5. The ground vehicle of claim 4, wherein the rams are extendible to assume different lengths, thereby maintaining the support plate at a predetermined distance from and plane-parallel to a surface spanned by transverse beams of the supporting structure for the photovoltaic modules.

6. The ground vehicle of claim 4, wherein the rams of a ram pair are extended and lowered in a cycle, with each cycle initiating a travel movement of the ground vehicle.

7. The ground vehicle of claim 6, further comprising a stepper motor configured to extend and lower the rams, wherein the resulting travel movement has a predetermined step size with a length of 1 cm to 5 cm.

8. The ground vehicle of claim 3, wherein the notches are funnel-shaped and the end of the at least one ram has a shape of a truncated cone.

9. The ground vehicle of claim 2, wherein the supporting structure for the photovoltaic modules comprises parallel rows of ground supports, and wherein the ground vehicle is configured for operation between two respective parallel rows, the ground vehicle comprising a centering device which maintains a travel path of the ground vehicle substantially midway between the parallel rows.
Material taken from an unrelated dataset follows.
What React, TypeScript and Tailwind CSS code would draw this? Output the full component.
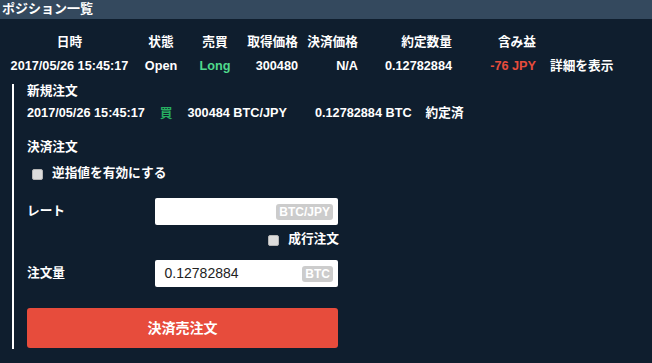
import React from "react";

const font = { fontFamily: '"Liberation Sans", Arial, "Noto Sans CJK JP", sans-serif' };

function Checkbox() {
  return <span className="inline-block w-[11px] h-[11px] bg-[#dcdcdc] border border-[#b5b5b5] rounded-[2px]" />;
}

function Badge({ children }: { children: React.ReactNode }) {
  return (
    <span className="inline-flex items-center h-[16px] px-[3px] rounded-[3px] bg-[#cccccc] text-white text-[12px] font-bold leading-none">
      {children}
    </span>
  );
}

export default function App() {
  const cols = "grid grid-cols-[129px_54px_54px_61px_60px_94px_84px_1fr] ml-[5px]";
  return (
    <div className="w-[652px] h-[363px] bg-[#0f1e2e] text-white overflow-hidden" style={font}>
      <div className="h-[19px] bg-[#34495e] pl-[2px] text-[13px] font-bold leading-[17px]">ポジション一覧</div>
      <div className="text-[12.7px] font-bold">
        <div className={`${cols} mt-[14px] h-[18px] items-center`}>
          <div className="text-center">日時</div>
          <div className="text-center">状態</div>
          <div className="text-center">売買</div>
          <div className="text-right pr-[5px]">取得価格</div>
          <div className="text-right pr-[5px]">決済価格</div>
          <div className="text-right pr-[5px]">約定数量</div>
          <div className="text-right pr-[5px]">含み益</div>
          <div />
        </div>
        <div className={`${cols} mt-[6px] h-[18px] items-center`}>
          <div className="text-center whitespace-nowrap">2017/05/26 15:45:17</div>
          <div className="text-center">Open</div>
          <div className="text-center text-[#4fd98c]">Long</div>
          <div className="text-right pr-[5px]">300480</div>
          <div className="text-right pr-[5px]">N/A</div>
          <div className="text-right pr-[5px]">0.12782884</div>
          <div className="text-right pr-[5px] text-[#e74c3c]">-76 JPY</div>
          <div className="pl-[9px] whitespace-nowrap">詳細を表示</div>
        </div>
        <div className="ml-[12px] mt-[9px] border-l-2 border-white pl-[13px] w-[326px] pb-[1px]">
          <div className="h-[14px] leading-[14px]">新規注文</div>
          <div className="flex items-center h-[18px] mt-[7px] whitespace-nowrap">
            <span>2017/05/26 15:45:17</span>
            <span className="ml-[15px] text-[#27ae60]">買</span>
            <span className="ml-[15px]">300484 BTC/JPY</span>
            <span className="ml-[28px]">0.12782884 BTC</span>
            <span className="ml-[14px]">約定済</span>
          </div>
          <div className="h-[18px] leading-[18px] mt-[15px]">決済注文</div>
          <div className="flex items-center h-[18px] mt-[9px] pl-[5px]">
            <Checkbox />
            <span className="ml-[9px]">逆指値を有効にする</span>
          </div>
          <div className="flex items-center h-[27px] mt-[15px]">
            <span className="w-[128px]">レート</span>
            <div className="w-[184px] h-[27px] bg-white rounded-[2px] flex items-center justify-end pr-[5px]">
              <Badge>BTC/JPY</Badge>
            </div>
          </div>
          <div className="flex items-center justify-end h-[16px] mt-[7px] w-[312px]">
            <Checkbox />
            <span className="ml-[9px]">成行注文</span>
          </div>
          <div className="flex items-center h-[27px] mt-[12px]">
            <span className="w-[128px]">注文量</span>
            <div className="w-[184px] h-[27px] bg-white rounded-[2px] flex items-center justify-between pl-[10px] pr-[5px]">
              <span className="text-[#222222] text-[14px] font-normal">0.12782884</span>
              <Badge>BTC</Badge>
            </div>
          </div>
          <button className="mt-[21px] w-[311px] h-[40px] bg-[#e74c3c] rounded-[3px] text-white text-[14px] font-bold flex items-center justify-center" style={font}>
            決済売注文
          </button>
        </div>
      </div>
    </div>
  );
}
10. The ground vehicle of claim 1, wherein the ground vehicle has an overall height of between 0.5 m and 1.0 m when the rams are in the retracted position.

11. The ground vehicle of claim 1, wherein the rams have a stroke between the extended position and the retracted position of between 10 cm and 30 cm.

12. The ground vehicle of claim 2, wherein the ground vehicle further comprises a sensor which measures a quantity of the photovoltaic modules that still need to be installed or indicates when the last photovoltaic module has been removed, or both.

13. The ground vehicle of claim 2, wherein two ground vehicles are provided which feed the automatic assembly machine from opposite sides of the supporting structure.